Being a Step-Mom, and a Grammy. Again, another thing that has pushed me as far out of my safe little box as possible. I would not, for one second trade it. It has pushed me, challenged me, and made me a better person. Ryan is pushing 27, and far too old to have me "mothering" him, but he is a good sport about me being a nudge in his life, and this past year we have gotten to know each other more and more. He's all right, as step kids go. I think I'll keep him. Annabella is a light in our lives and I am so stinkin grateful for that little bundle of red headed joy. She is also extremely patient with me, and is truly a delight. Her no nonsense, eager to please personality is so much fun to be around. She tells it like it is, and if I could somehow bottle her zest for life and fun, well, I think I might have the cure for the world's trouble.
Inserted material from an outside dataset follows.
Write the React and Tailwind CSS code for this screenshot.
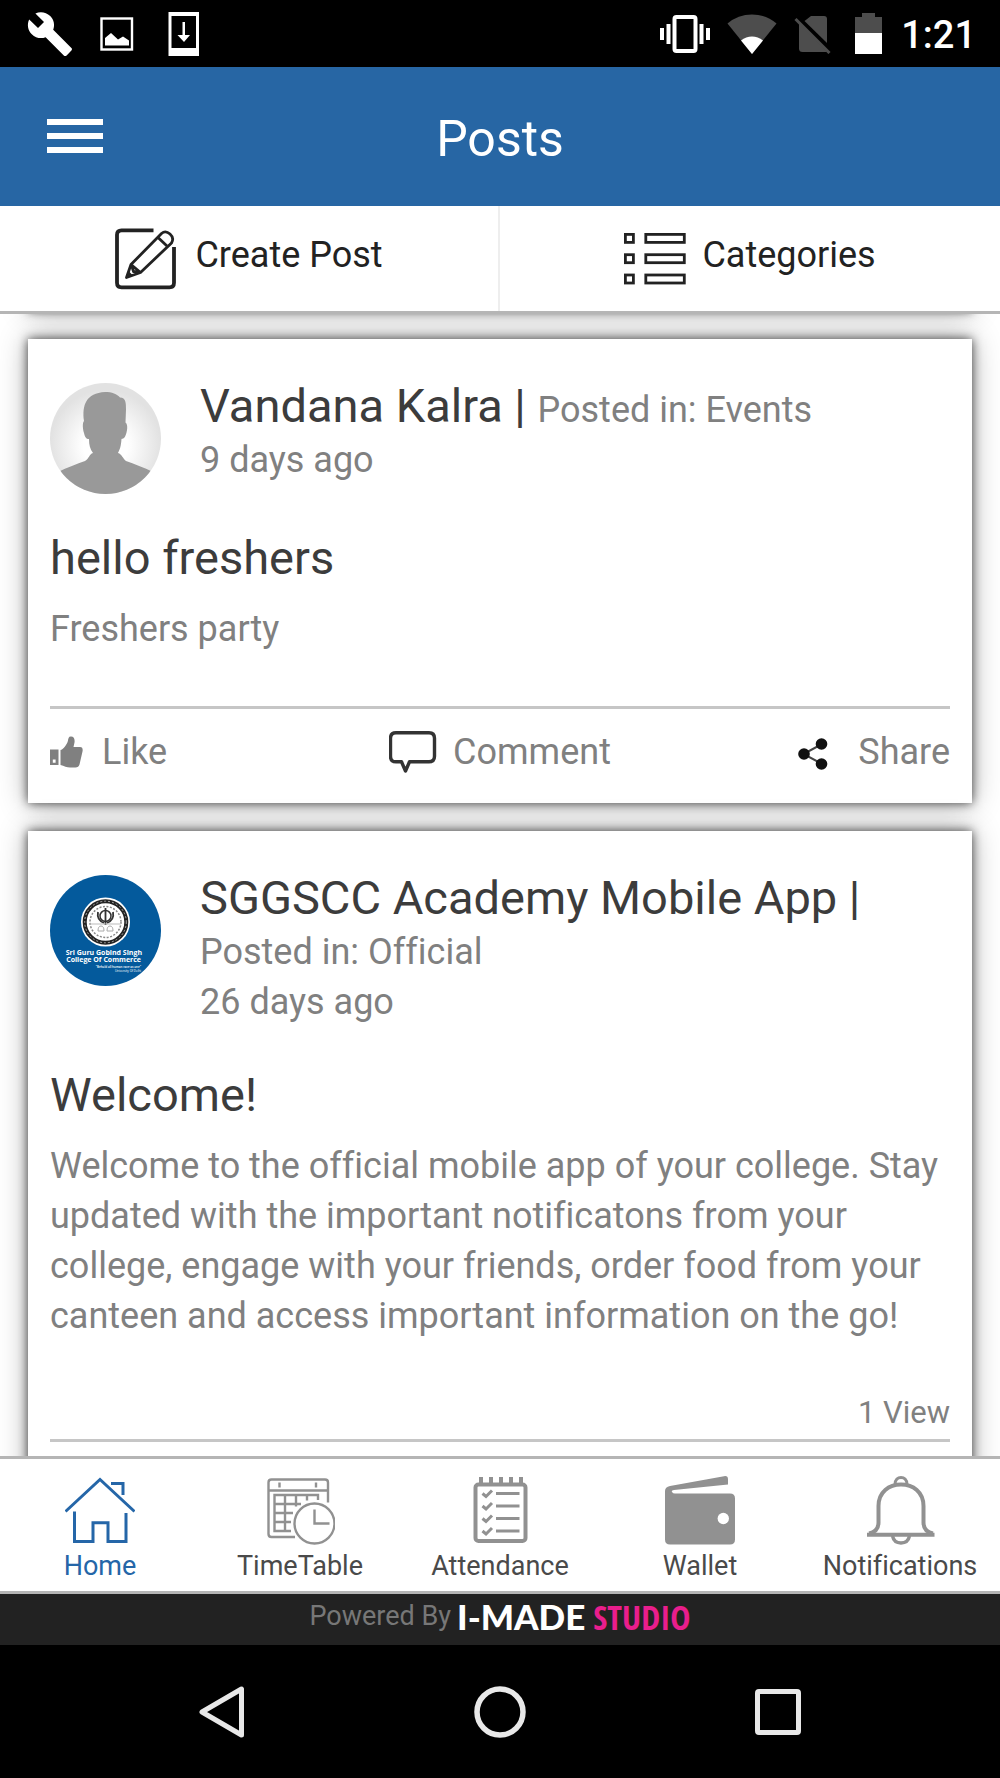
import React, { useState } from 'react';

/* ---------- Status bar icons ---------- */

const WrenchIcon = () => (
  <svg className="w-12 h-12" viewBox="0 0 24 24" fill="#fff">
    <path d="M22.7 19l-9.1-9.1c.9-2.3.4-5-1.5-6.9-2-2-5-2.4-7.4-1.3L9 6 6 9 1.6 4.7C.4 7.1.9 10.1 2.9 12.1c1.9 1.9 4.6 2.4 6.9 1.5l9.1 9.1c.4.4 1 .4 1.4 0l2.3-2.3c.5-.4.5-1.1.1-1.4z" />
  </svg>
);

const ImageIcon = () => (
  <svg className="w-[34px] h-[34px]" viewBox="0 0 34 34">
    <rect x="1.5" y="1.5" width="30.5" height="31" fill="none" stroke="#fff" strokeWidth="2.4" />
    <path d="M5 28.5V21l6-5 7 6.5 5-3 6 4v5z" fill="#fff" />
  </svg>
);

const DownloadIcon = () => (
  <svg className="w-8 h-11" viewBox="0 0 32 44">
    <path d="M0.5 0h30.5v44H0.5zM3.5 4v32h24.5V4z" fill="#fff" fillRule="evenodd" />
    <path d="M14.5 10h2.5v13h5L16 30l-6.5-7h5z" fill="#fff" />
  </svg>
);

const VibrateIcon = () => (
  <svg className="w-[50px] h-10" viewBox="0 0 50 40" fill="#fff">
    <rect x="14.5" y="3" width="21" height="34" rx="2" fill="none" stroke="#fff" strokeWidth="4" />
    <rect x="0" y="14" width="4" height="12" />
    <rect x="6.5" y="10" width="4" height="20" />
    <rect x="39.5" y="10" width="4" height="20" />
    <rect x="46" y="14" width="4" height="12" />
  </svg>
);

const WifiIcon = () => (
  <svg className="w-[50px] h-10" viewBox="0 0 50 40">
    <path d="M25 40L0.5 9.5Q11 0.5 25 0.5T49.5 9.5z" fill="#4d4d4d" />
    <path d="M25 40L14 26.5Q19 22.5 25 22.5T36 26.5z" fill="#fff" />
  </svg>
);

const NoSimIcon = () => (
  <svg className="w-[38px] h-10" viewBox="0 0 38 40">
    <path d="M17 2h13q3 0 3 3v24L10.5 7z" fill="#4d4d4d" />
    <path d="M5 9L33 38H8.5q-3.5 0-3.5-3.5z" fill="#4d4d4d" />
    <path d="M1.5 5L35.5 39" stroke="#4d4d4d" strokeWidth="3" />
  </svg>
);

const BatteryIcon = () => (
  <svg className="w-[27px] h-[41px]" viewBox="0 0 27 41">
    <path d="M7 0h13v4h7v17H0V4h7z" fill="#4d4d4d" />
    <rect y="20" width="27" height="21" fill="#fff" />
  </svg>
);

/* ---------- Toolbar icons ---------- */

const CreateIcon = () => (
  <svg className="w-[62px] h-[62px]" viewBox="0 0 62 62" fill="none" stroke="#222" strokeWidth="3.8">
    <path d="M38.5 2.3H6.5q-4.5 0-4.5 4.5v48q0 4.5 4.5 4.5h48q4.5 0 4.5-4.5V19" />
    <g strokeWidth="2.8" strokeLinejoin="round">
      <path d="M11.5 49.5L16 36.5L46.5 5.5q4-3.5 8.5 0.5t1.5 9L25.5 44.5z" />
      <path d="M43 9.5l9 8.5M16 36.5l9.5 8M16.5 37l2 6.5 6.5 1" />
    </g>
    <path d="M11 50l2.5-7 4.5 4.5z" fill="#222" stroke="none" />
  </svg>
);

const ListIcon = () => (
  <svg className="w-[62px] h-[52px]" viewBox="0 0 62 52" fill="none" stroke="#222" strokeWidth="2.8">
    {[1.4, 21.7, 42].map((y) => (
      <g key={y}>
        <rect x="1.4" y={y} width="8" height="8" />
        <rect x="21.8" y={y} width="38.5" height="8" />
      </g>
    ))}
  </svg>
);

/* ---------- Post icons ---------- */

const LikeIcon = () => (
  <svg className="w-[33px] h-8" viewBox="0 0 33 32">
    <path d="M0 13.5h8.5V29H0zM2.8 23.5v3.2h2.8v-3.2z" fill="#808080" fillRule="evenodd" />
    <path d="M10.5 14C13 13.5 17 9 18 4.5 18.5 1 19.5 0.5 21 0.5c3 0 4 3 3.5 6L23.5 11H30c2.5 0 3 2 2.5 4.5L29.5 28.5c-0.5 2-2 3-4 3h-5.5c-3 0-6-1.5-9.5-2.5z" fill="#808080" />
  </svg>
);

const CommentIcon = () => (
  <svg className="w-12 h-[42px]" viewBox="0 0 48 42">
    <path d="M7 1.8h33q5.5 0 5.5 5.5v18q0 5.5-5.5 5.5H20.5L16.5 40l-4-9.2H7q-5.5 0-5.5-5.5v-18q0-5.5 5.5-5.5z" fill="none" stroke="#333" strokeWidth="3.4" strokeLinejoin="round" />
  </svg>
);

const ShareIcon = () => (
  <svg className="w-[30px] h-8 mt-1" viewBox="0 0 30 32">
    <path d="M24 6L5.5 16L24 26" fill="none" stroke="#444" strokeWidth="2" />
    <g fill="#111">
      <circle cx="23.5" cy="6" r="5.8" />
      <circle cx="6" cy="16" r="5.8" />
      <circle cx="23.5" cy="26" r="5.8" />
    </g>
  </svg>
);

/* ---------- Avatars ---------- */

const PersonAvatar = () => (
  <svg className="w-[111px] h-[111px] rounded-full shrink-0 mt-1" viewBox="0 0 111 111">
    <defs>
      <radialGradient id="glow" cx="50%" cy="56%" r="50%">
        <stop offset="40%" stopColor="#fff" />
        <stop offset="100%" stopColor="#e2e2e2" />
      </radialGradient>
    </defs>
    <rect width="111" height="111" fill="url(#glow)" />
    <path
      d="M34 38C32 22 36 10 55 9c7 0 12 2 15 5.5 6 0 6 6 6 12l-0.5 13c3 2 1.5 10 0 13-1 3-2.5 3-4 3.500C71 63 70 66 68 70c4 1 5 6 8 8 8 3 18 6.500 27 11v22H8V89c9-4.500 19-8 27-11 4-2 4-7 8-8-3-4-4-8-4-14-3 0-4-2-5-6-1-3-2-10 0-12z"
      fill="#999"
    />
  </svg>
);

const CollegeAvatar = () => (
  <svg className="w-[111px] h-[111px] rounded-full shrink-0 mt-1" viewBox="0 0 111 111" fontFamily="Open Sans, sans-serif">
    <rect width="111" height="111" fill="#045a9c" />
    <circle cx="55.5" cy="47" r="24.5" fill="#fff" />
    <circle cx="55.5" cy="47" r="20.8" fill="none" stroke="#222" strokeWidth="4" />
    <circle cx="55.5" cy="47" r="20.8" fill="none" stroke="#aaa" strokeWidth="1" strokeDasharray="2 2" />
    <circle cx="55.5" cy="47" r="15.5" fill="none" stroke="#888" strokeWidth="1.5" strokeDasharray="2 1.5" />
    <circle cx="55.5" cy="41" r="5.5" fill="none" stroke="#333" strokeWidth="1.5" />
    <path d="M55.5 33v17M48 37q-1.5 8 6 11M63 37q1.5 8-6 11" fill="none" stroke="#333" strokeWidth="1.8" />
    <path d="M40 49h31" stroke="#bbb" strokeWidth="1" />
    <path d="M48 56q0-5 3-5t3 5zM57 56q0-5 3-5t3 5z" fill="none" stroke="#aaa" strokeWidth="1" />
    <g fill="#fff" textAnchor="end">
      <text x="92" y="80" fontSize="7" fontWeight="700">Sri Guru Gobind Singh</text>
      <text x="91" y="87" fontSize="7" fontWeight="700">College Of Commerce</text>
      <text x="91" y="93" fontSize="3" fontWeight="600">"Behold all human race as one"</text>
      <text x="91" y="97" fontSize="3">University Of Delhi</text>
    </g>
  </svg>
);

/* ---------- Tab icons ---------- */

const HomeIcon = () => (
  <svg className="w-[70px] h-[70px]" viewBox="0 0 70 70" fill="none" stroke="#2566a8" strokeWidth="3">
    <path d="M0.5 35.5L35 3.5l34.5 32M46 7.5h12V19M9.5 35.5v30h18.5V46.8h15v18.7h18V37" />
  </svg>
);

const TimeTableIcon = () => (
  <svg className="w-[70px] h-[70px]" viewBox="0 0 70 70" fill="none" stroke="#919191" strokeWidth="2.4">
    <path d="M30 61H6.5q-3 0-3-3V6.5q0-3 3-3H60q3 0 3 3V26.5M3.5 14.5H63M14.5 6.5v5M51 6.5v5" />
    <path d="M26 55H9.5V19H53v5M20 19v36M31 19v11.5M42 19v5.5M9.5 28H36M9.5 37H28M9.5 46H26" />
    <circle cx="49.5" cy="47.5" r="20" />
    <path d="M49.5 33.5v14H64.5" />
  </svg>
);

const AttendanceIcon = () => (
  <svg className="w-[70px] h-[70px]" viewBox="0 0 70 70" fill="none" stroke="#919191" strokeWidth="3">
    <rect x="10.5" y="8.5" width="50" height="56.5" rx="3" strokeWidth="4" />
    <path d="M16 1v7M26 1v7M36 1v7M46 1v7M56 1v7" strokeWidth="4" />
    {[17.5, 30, 42.5, 55].map((y) => (
      <path key={y} d={`M31 ${y}H54.5M17.5 ${y}l3.5 3 6-6`} />
    ))}
  </svg>
);

const WalletIcon = () => (
  <svg className="w-[70px] h-[70px]" viewBox="0 0 70 70" fill="#919191">
    <path d="M5 10L59 0.2q4-0.7 4 3v5.3L9 14q-3 0.5-2 2t3 1.5H65q5 0 5 5V63.5q0 5-5 5H5q-5 0-5-5V15q0-4 5-5z" />
    <circle cx="58.3" cy="42.5" r="5.7" fill="#fff" />
  </svg>
);

const BellIcon = () => (
  <svg className="w-[70px] h-[70px]" viewBox="0 0 70 70" fill="none" stroke="#919191" strokeWidth="4">
    <path d="M2 58.8H69.5" />
    <path d="M4 57.5q9.5-2 9.5-11V30C13.5 16 24 8.5 36 8.5S58.5 16 58.5 30V46.5q0 9 9.5 11" />
    <path d="M30 8.5C30 3.5 33 1.5 36 1.5s6 2 6 7" strokeWidth="3" />
    <path d="M27.5 60q1.5 7 8.5 7t8.5-7" strokeWidth="3.5" />
  </svg>
);

const posts = [
  {
    id: 1,
    avatar: <PersonAvatar />,
    author: 'Vandana Kalra |',
    category: 'Events',
    time: '9 days ago',
    title: 'hello freshers',
    body: 'Freshers party',
  },
  {
    id: 2,
    avatar: <CollegeAvatar />,
    author: 'SGGSCC Academy Mobile App |',
    category: 'Official',
    time: '26 days ago',
    title: 'Welcome!',
    body: 'Welcome to the official mobile app of your college. Stay updated with the important notificatons from your college, engage with your friends, order food from your canteen and access important information on the go!',
    views: '1 View',
  },
];

const tabs = [
  { name: 'Home', icon: <HomeIcon /> },
  { name: 'TimeTable', icon: <TimeTableIcon /> },
  { name: 'Attendance', icon: <AttendanceIcon /> },
  { name: 'Wallet', icon: <WalletIcon /> },
  { name: 'Notifications', icon: <BellIcon /> },
];

function PostCard({ post }) {
  return (
    <article className="shrink-0 bg-white px-[22px] pt-10 pb-[26px] shadow-[0_0_10px_rgba(0,0,0,0.7),0_0_28px_rgba(0,0,0,0.3)]">
      <div className="flex items-start gap-[39px]">
        {post.avatar}
        <div className="flex-1 pb-1 text-4xl leading-[50px] text-[#808080]">
          <p>
            <span className="text-[47px] leading-[54px] text-[#3c3c3c]">{post.author}{' '}</span>
            Posted in: {post.category}
          </p>
          <p>{post.time}</p>
        </div>
      </div>

      <h2 className="mt-9 text-[47px] leading-[56px] text-[#3c3c3c]">{post.title}</h2>
      <p className="mt-[18px] mb-[52px] text-4xl leading-[50px] text-[#808080]">{post.body}</p>

      {post.views && <p className="mb-[6px] text-right text-[31px] leading-10 text-[#808080]">{post.views}</p>}

      <div className="grid grid-cols-3 border-t-[3px] border-[#c6c6c6] pt-[18px] text-4xl leading-[50px] text-[#808080]">
        <button className="flex items-center gap-[19px] justify-self-start"><LikeIcon />Like</button>
        <button className="flex items-center gap-4 justify-self-center"><CommentIcon />Comment</button>
        <button className="flex items-center gap-[30px] justify-self-end"><ShareIcon />Share</button>
      </div>
    </article>
  );
}

export default function App() {
  const [active, setActive] = useState('Home');

  return (
    <div className="h-screen flex flex-col bg-white font-[Roboto,sans-serif] [font-variant-ligatures:none] overflow-hidden">
      {/* Status bar */}
      <div className="flex h-[67px] shrink-0 items-center justify-between bg-black pl-[26px] pr-6">
        <div className="flex items-center gap-[26px]">
          <WrenchIcon />
          <ImageIcon />
          <div className="pl-2"><DownloadIcon /></div>
        </div>
        <div className="flex items-center gap-[17px]">
          <VibrateIcon />
          <WifiIcon />
          <NoSimIcon />
          <div className="pl-[6px] pr-[2px]"><BatteryIcon /></div>
          <span className="pt-[2px] text-[38px] leading-10 font-medium text-white">1:21</span>
        </div>
      </div>

      {/* Header */}
      <header className="grid h-[139px] shrink-0 grid-cols-[1fr_auto_1fr] items-center bg-[#2766a4] px-[47px]">
        <button aria-label="Menu" className="flex w-14 flex-col gap-2 pb-[2px]">
          <span className="h-[6px] bg-white" />
          <span className="h-[6px] bg-white" />
          <span className="h-[6px] bg-white" />
        </button>
        <h1 className="pt-1 text-[50px] leading-[60px] text-white">Posts</h1>
      </header>

      {/* Toolbar */}
      <div className="grid shrink-0 grid-cols-2 border-b-[3px] border-[#b5b5b5] text-4xl text-[#222]">
        <button className="flex h-[105px] items-center justify-center gap-[18px] border-r-2 border-[#eee]">
          <CreateIcon />
          <span className="pb-2">Create Post</span>
        </button>
        <button className="flex h-[105px] items-center justify-center gap-4">
          <ListIcon />
          <span className="pb-2">Categories</span>
        </button>
      </div>

      {/* Feed, scrolled just past the end of an earlier card */}
      <main className="flex min-h-0 flex-1 flex-col gap-7 overflow-y-auto px-7 [scrollbar-width:none]">
        <div className="-mt-[27px] h-6 shrink-0 bg-white shadow-[0_0_10px_rgba(0,0,0,0.7),0_0_28px_rgba(0,0,0,0.3)]" />
        {posts.map((post) => <PostCard key={post.id} post={post} />)}
      </main>

      {/* Tabs */}
      <nav className="grid shrink-0 grid-cols-5 border-y-[3px] border-[#b5b5b5] bg-white pt-[17px] pb-[9px]">
        {tabs.map((tab) => (
          <button
            key={tab.name}
            onClick={() => setActive(tab.name)}
            className={`flex flex-col items-center gap-1 text-[27px] leading-8 ${active === tab.name ? 'text-[#2566a8]' : 'text-[#4a4a4a]'}`}
          >
            {tab.icon}
            {tab.name}
          </button>
        ))}
      </nav>

      {/* Powered by */}
      <footer className="flex h-[51px] shrink-0 items-start justify-center gap-[6px] bg-[#222]">
        <span className="text-[27px] leading-[44px] text-[#777]">Powered By</span>
        <a href="#studio" className="flex items-baseline gap-2 leading-[44px]">
          <span className="font-[Lato,sans-serif] text-[35px] font-black text-white">I-MADE</span>
          <span className="font-['Liberation_Sans_Narrow','Open_Sans_Condensed',Roboto,sans-serif] text-[34px] font-bold text-[#e91e8c]">STUDIO</span>
        </a>
      </footer>

      {/* System navigation */}
      <div className="grid h-[133px] shrink-0 grid-cols-[444px_112px_444px] items-center justify-center bg-black">
        <button aria-label="Back" className="justify-self-center">
          <svg className="w-[46px] h-[52px]" viewBox="0 0 46 52" fill="none" stroke="#e8e8e8" strokeWidth="5" strokeLinejoin="round">
            <path d="M42.5 3v46L3 26z" />
          </svg>
        </button>
        <button aria-label="Home screen" className="justify-self-center">
          <svg className="w-[52px] h-[52px]" viewBox="0 0 52 52" fill="none" stroke="#e8e8e8" strokeWidth="5.5">
            <circle cx="26" cy="26" r="23" />
          </svg>
        </button>
        <button aria-label="Recent apps" className="justify-self-center">
          <svg className="w-[46px] h-[46px]" viewBox="0 0 46 46" fill="none" stroke="#e8e8e8" strokeWidth="5">
            <rect x="2.5" y="2.5" width="41" height="41" rx="1.5" />
          </svg>
        </button>
      </div>
    </div>
  );
}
I wish every single day we could somehow teleport her her to Singapore for a nice, long visit. Asia wouldn't know what hit it.

Frank, the furry band-aid. I've said it before, but he really is a helpful guy to have around. It's hard to dwell on shittiness when you have a goofball, slightly dim little fellow running back and forth at a high rate of speed.
And last but not least, the guy that I often wake up to holding my hand. The ups and owns of a new marriage (oh yeah, they are real baby, straight up), living as physically far away from our family and friends as we can, struggles with infertility, purchasing a new house in the Seattle area and all the other fun stresses we've had this year, cannot dim the fact that I still really like the big lug, and I wouldn't trade his middle of the night hand holding for anything.

These are the big and little things...each one, even the yucky struggles, I wouldn't want to swap, it makes life wonderful, messy and never dull.